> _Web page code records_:
=-=-=
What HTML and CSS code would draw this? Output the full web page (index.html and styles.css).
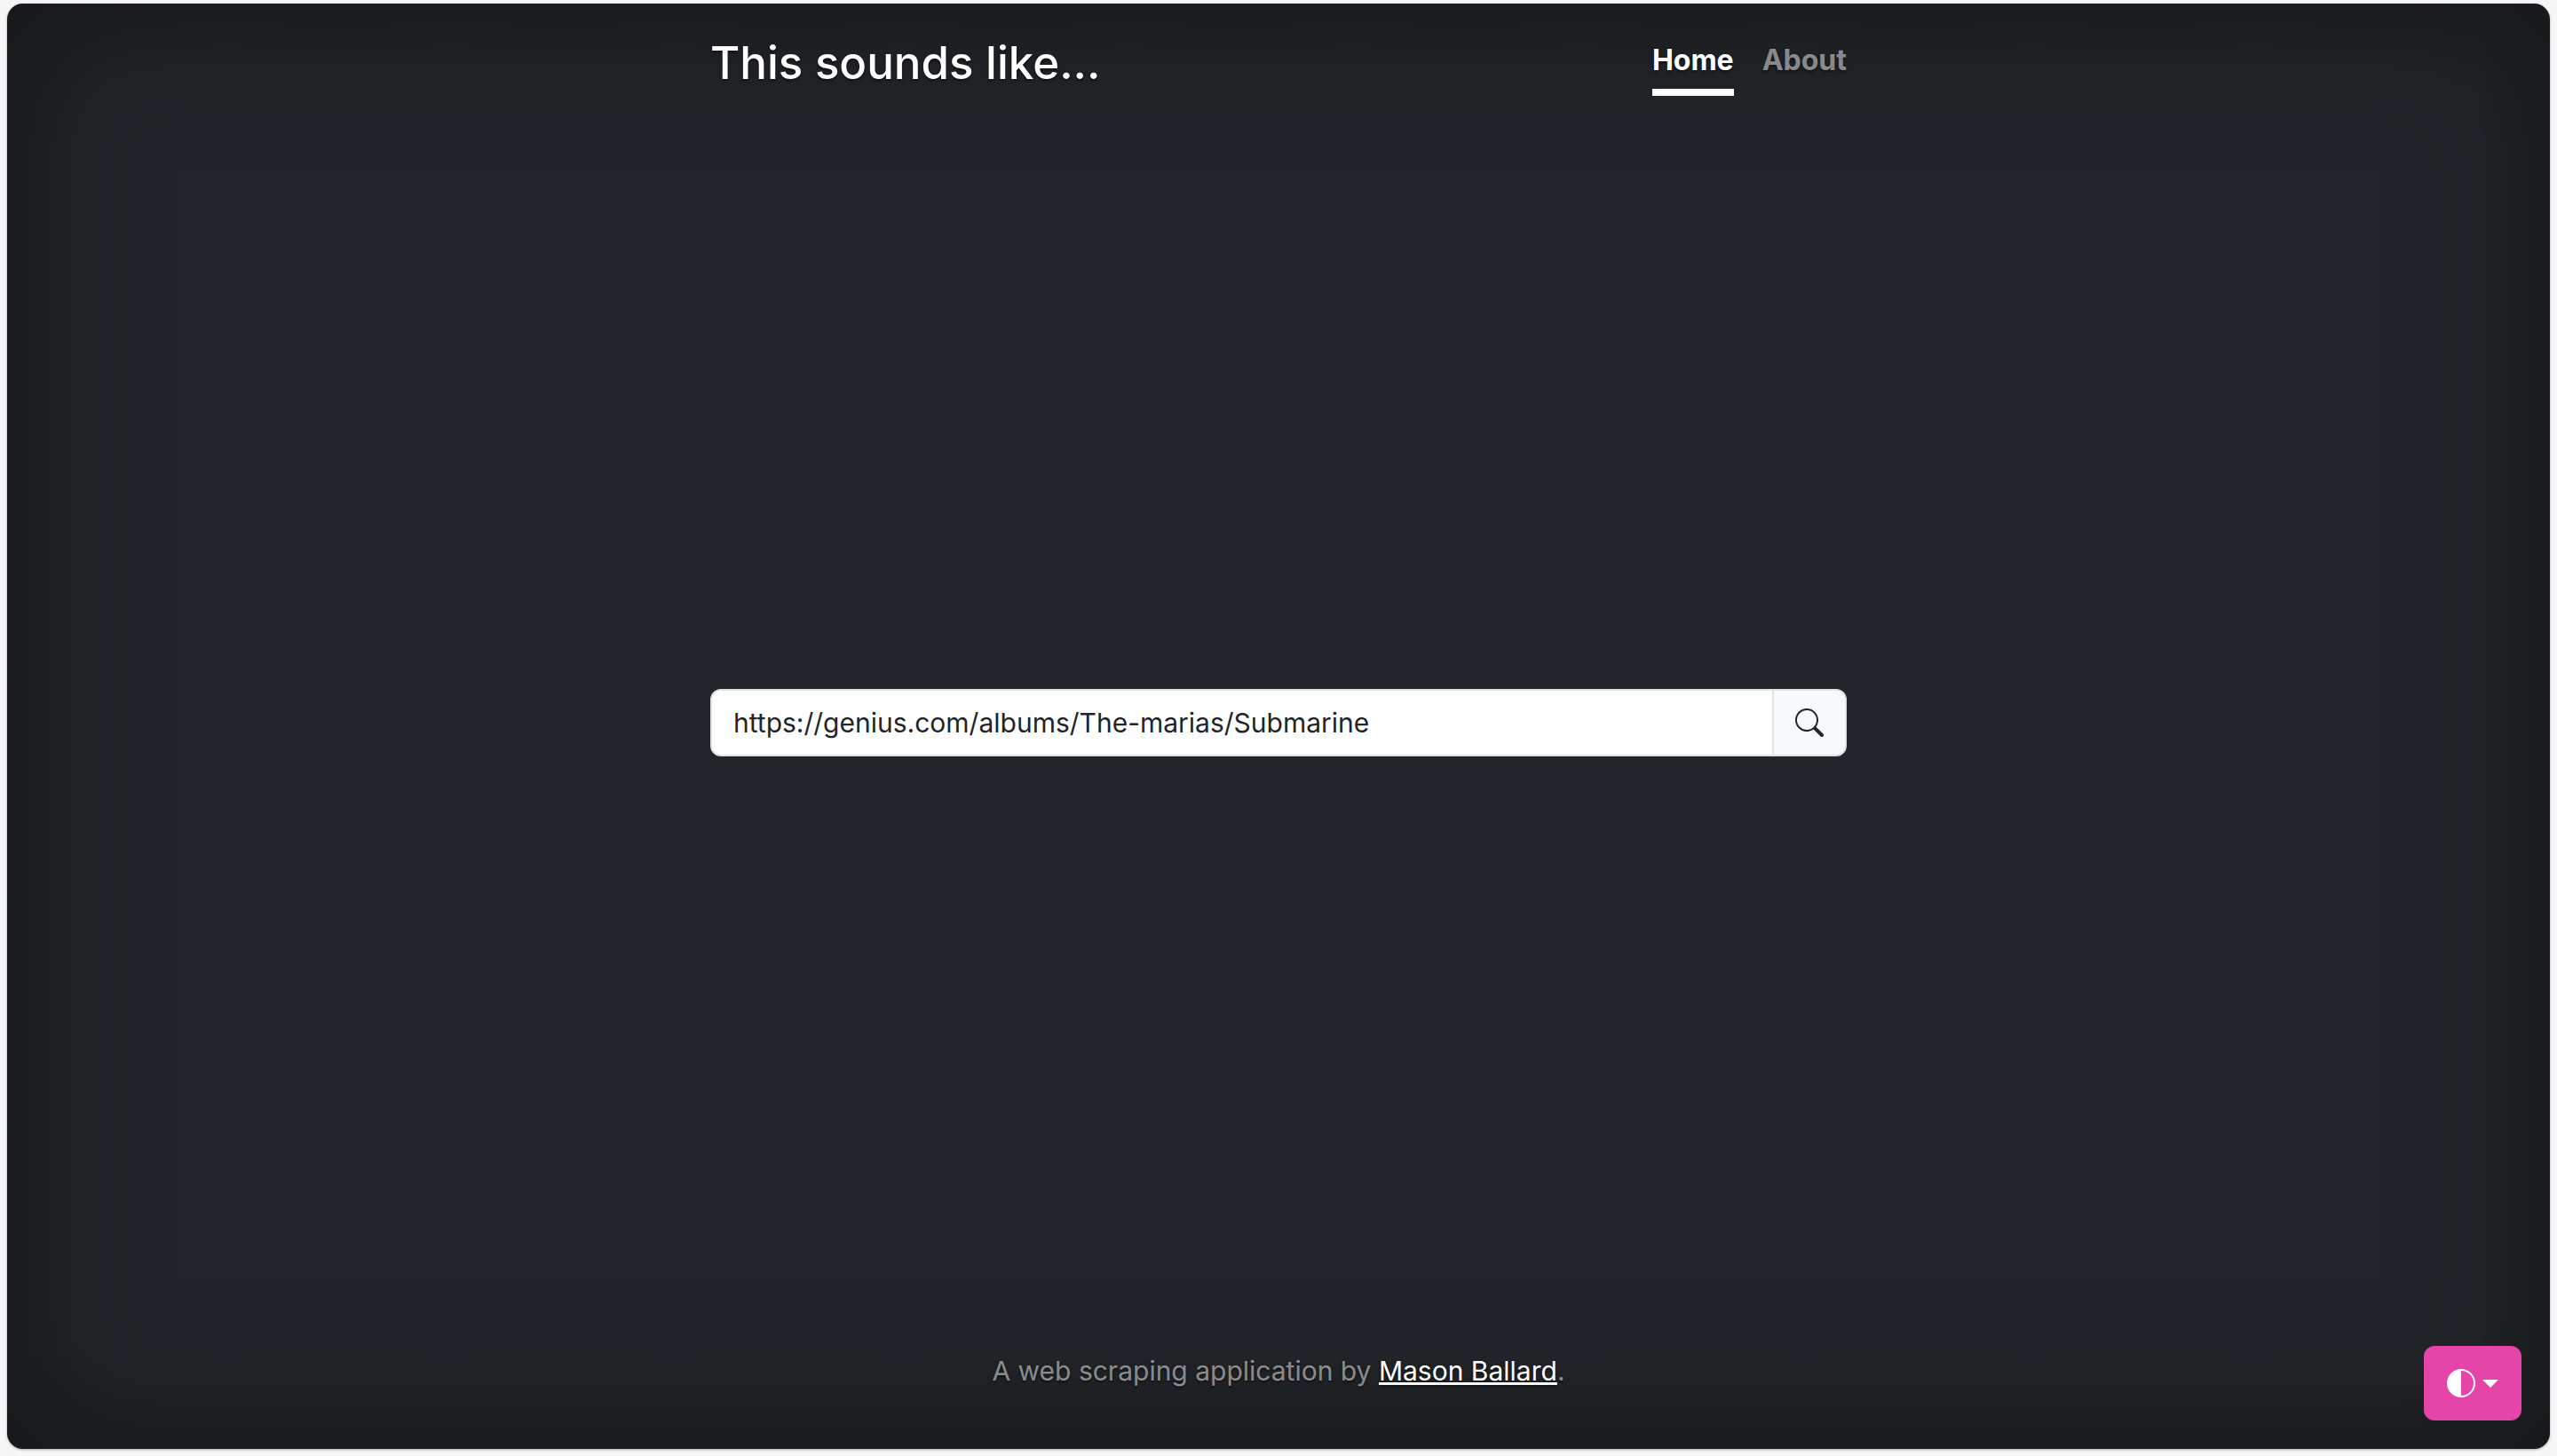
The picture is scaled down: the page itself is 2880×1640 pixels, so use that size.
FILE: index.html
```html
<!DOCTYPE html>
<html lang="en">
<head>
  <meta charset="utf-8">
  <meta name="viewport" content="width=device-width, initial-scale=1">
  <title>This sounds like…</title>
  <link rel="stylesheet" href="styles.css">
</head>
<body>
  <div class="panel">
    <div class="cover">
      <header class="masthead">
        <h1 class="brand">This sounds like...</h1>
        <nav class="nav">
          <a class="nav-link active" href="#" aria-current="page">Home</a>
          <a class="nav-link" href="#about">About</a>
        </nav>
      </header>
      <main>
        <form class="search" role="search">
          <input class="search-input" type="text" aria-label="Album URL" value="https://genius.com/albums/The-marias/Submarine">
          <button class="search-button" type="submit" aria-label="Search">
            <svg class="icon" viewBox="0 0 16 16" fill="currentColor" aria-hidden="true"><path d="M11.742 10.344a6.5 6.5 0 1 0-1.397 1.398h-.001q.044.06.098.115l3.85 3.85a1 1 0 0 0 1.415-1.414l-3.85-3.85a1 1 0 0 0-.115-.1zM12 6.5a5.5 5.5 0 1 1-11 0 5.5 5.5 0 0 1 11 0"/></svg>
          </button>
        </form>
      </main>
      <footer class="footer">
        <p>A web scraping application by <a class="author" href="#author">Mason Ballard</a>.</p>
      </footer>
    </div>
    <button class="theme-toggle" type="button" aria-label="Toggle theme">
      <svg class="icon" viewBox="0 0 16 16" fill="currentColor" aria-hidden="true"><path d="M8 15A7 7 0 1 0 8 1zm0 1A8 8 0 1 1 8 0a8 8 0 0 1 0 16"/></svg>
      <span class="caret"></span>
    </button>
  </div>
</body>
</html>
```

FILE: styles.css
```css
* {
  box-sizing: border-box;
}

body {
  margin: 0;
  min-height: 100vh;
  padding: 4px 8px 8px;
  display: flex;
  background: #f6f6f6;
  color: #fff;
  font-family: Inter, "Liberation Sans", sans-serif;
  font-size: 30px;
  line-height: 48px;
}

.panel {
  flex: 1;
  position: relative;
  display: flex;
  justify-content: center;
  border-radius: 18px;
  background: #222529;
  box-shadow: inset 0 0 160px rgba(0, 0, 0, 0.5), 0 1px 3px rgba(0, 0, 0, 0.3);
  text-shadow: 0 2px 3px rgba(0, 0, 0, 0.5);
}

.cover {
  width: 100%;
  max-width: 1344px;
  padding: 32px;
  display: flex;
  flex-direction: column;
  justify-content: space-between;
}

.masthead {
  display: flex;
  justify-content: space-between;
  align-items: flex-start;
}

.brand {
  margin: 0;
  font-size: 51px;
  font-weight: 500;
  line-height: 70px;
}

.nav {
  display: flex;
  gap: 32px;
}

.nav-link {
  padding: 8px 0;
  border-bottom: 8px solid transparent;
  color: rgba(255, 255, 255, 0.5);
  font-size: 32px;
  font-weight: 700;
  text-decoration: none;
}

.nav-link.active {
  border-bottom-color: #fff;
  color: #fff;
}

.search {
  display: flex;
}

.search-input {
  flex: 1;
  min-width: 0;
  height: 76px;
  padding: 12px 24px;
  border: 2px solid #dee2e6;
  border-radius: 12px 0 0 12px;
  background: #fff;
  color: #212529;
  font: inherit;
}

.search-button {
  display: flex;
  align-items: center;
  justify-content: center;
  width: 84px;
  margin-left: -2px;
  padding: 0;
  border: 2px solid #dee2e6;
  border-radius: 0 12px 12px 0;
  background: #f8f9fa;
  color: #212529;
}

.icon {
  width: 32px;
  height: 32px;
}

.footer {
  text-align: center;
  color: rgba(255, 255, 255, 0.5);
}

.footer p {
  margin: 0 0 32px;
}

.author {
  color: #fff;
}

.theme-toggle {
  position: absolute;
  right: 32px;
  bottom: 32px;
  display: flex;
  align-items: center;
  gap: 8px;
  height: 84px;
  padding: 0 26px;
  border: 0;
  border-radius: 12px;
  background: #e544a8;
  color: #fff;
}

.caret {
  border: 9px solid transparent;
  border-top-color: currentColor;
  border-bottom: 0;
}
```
=-=-=
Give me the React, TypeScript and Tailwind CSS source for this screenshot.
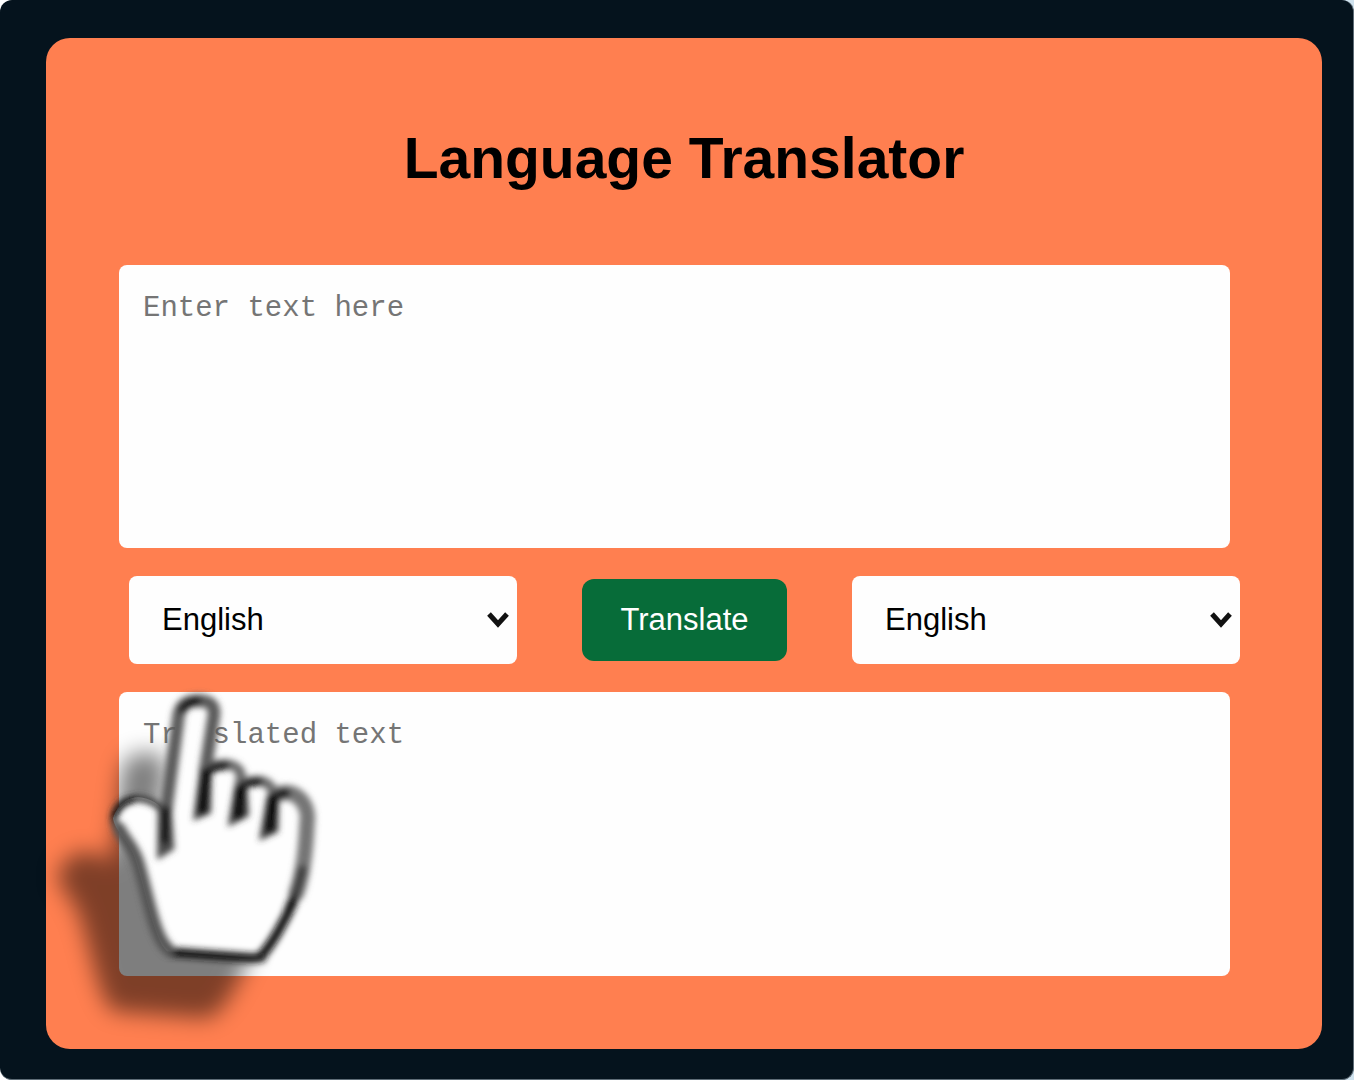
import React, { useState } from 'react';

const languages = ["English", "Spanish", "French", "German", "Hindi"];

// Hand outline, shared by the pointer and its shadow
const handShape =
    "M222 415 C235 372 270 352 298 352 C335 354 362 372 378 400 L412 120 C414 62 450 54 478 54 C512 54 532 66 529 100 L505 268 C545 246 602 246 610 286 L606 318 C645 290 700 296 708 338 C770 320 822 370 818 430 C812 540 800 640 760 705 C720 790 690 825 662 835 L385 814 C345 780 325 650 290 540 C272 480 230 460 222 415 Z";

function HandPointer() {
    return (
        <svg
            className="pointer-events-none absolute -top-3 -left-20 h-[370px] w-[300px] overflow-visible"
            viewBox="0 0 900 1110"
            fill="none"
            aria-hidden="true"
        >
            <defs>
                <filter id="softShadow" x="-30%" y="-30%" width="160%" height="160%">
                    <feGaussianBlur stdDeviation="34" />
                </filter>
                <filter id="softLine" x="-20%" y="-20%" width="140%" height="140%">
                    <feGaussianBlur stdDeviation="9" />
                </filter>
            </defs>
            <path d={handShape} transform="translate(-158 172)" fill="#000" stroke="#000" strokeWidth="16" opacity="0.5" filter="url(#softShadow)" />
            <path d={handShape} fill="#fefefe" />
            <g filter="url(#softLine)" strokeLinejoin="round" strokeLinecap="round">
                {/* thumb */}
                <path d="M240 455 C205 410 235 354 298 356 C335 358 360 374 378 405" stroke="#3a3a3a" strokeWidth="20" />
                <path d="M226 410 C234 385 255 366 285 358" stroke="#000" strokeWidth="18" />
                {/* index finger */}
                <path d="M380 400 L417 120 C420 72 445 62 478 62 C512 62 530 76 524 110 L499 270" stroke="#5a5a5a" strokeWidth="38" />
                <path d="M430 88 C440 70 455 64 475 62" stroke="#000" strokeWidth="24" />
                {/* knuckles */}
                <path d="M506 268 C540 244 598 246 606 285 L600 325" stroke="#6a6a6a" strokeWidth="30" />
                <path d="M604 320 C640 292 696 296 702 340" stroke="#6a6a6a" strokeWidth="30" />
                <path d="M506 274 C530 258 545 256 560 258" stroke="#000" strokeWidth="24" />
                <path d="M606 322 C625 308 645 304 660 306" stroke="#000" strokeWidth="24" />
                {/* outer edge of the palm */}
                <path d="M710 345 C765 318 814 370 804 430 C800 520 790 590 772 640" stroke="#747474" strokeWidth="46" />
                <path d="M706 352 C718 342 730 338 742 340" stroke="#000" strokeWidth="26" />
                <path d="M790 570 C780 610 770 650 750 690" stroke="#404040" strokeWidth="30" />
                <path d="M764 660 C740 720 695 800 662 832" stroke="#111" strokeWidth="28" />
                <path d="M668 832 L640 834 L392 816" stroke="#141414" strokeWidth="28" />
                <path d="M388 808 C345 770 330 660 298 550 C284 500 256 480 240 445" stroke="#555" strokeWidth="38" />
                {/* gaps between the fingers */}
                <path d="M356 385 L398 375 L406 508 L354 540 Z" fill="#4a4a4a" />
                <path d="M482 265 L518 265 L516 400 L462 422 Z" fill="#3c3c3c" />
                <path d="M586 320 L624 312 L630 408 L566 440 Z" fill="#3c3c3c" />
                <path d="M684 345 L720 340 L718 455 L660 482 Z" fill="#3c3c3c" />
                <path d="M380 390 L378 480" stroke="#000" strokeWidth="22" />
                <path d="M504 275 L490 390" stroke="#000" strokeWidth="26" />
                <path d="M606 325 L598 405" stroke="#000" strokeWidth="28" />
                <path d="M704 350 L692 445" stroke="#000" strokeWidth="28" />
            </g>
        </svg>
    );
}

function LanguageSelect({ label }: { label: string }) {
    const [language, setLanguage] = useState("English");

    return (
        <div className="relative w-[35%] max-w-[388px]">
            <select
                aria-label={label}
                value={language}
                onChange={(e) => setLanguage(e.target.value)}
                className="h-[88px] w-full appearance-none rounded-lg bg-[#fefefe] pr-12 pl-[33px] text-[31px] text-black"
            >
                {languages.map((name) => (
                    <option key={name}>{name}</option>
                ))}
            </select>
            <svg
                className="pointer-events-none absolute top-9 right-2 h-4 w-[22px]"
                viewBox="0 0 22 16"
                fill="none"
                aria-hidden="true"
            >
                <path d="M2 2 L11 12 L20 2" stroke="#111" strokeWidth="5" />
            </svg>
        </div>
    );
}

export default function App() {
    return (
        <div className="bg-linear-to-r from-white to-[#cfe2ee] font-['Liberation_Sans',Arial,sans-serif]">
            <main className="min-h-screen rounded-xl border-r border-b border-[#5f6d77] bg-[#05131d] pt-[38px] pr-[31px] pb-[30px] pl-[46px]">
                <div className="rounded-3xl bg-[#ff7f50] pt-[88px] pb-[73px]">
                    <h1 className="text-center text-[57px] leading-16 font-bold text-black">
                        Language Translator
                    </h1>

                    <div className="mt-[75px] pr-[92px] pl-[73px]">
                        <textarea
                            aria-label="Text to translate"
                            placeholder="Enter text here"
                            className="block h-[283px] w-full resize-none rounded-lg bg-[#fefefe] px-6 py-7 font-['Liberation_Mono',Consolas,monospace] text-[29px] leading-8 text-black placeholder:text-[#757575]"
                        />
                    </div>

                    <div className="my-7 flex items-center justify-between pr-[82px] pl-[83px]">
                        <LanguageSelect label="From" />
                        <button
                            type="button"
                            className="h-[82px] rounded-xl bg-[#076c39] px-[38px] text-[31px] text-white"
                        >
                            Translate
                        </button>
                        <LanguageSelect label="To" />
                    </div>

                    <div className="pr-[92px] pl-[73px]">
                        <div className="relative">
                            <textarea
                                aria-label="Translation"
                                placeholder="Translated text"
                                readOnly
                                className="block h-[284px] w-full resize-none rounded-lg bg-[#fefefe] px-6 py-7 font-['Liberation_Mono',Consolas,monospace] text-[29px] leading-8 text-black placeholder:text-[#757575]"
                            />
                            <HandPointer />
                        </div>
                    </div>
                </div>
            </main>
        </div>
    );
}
=-=-=
> _SET EXERCISE_: Reproduce, word for word, only the lines in the records above from the line with "Give me the" through the line with "415 C235 372", including both ends; omit the pictures.

> _THE SOLUTION_:
Give me the React, TypeScript and Tailwind CSS source for this screenshot.
import React, { useState } from 'react';

const languages = ["English", "Spanish", "French", "German", "Hindi"];

// Hand outline, shared by the pointer and its shadow
const handShape =
    "M222 415 C235 372 270 352 298 352 C335 354 362 372 378 400 L412 120 C414 62 450 54 478 54 C512 54 532 66 529 100 L505 268 C545 246 602 246 610 286 L606 318 C645 290 700 296 708 338 C770 320 822 370 818 430 C812 540 800 640 760 705 C720 790 690 825 662 835 L385 814 C345 780 325 650 290 540 C272 480 230 460 222 415 Z";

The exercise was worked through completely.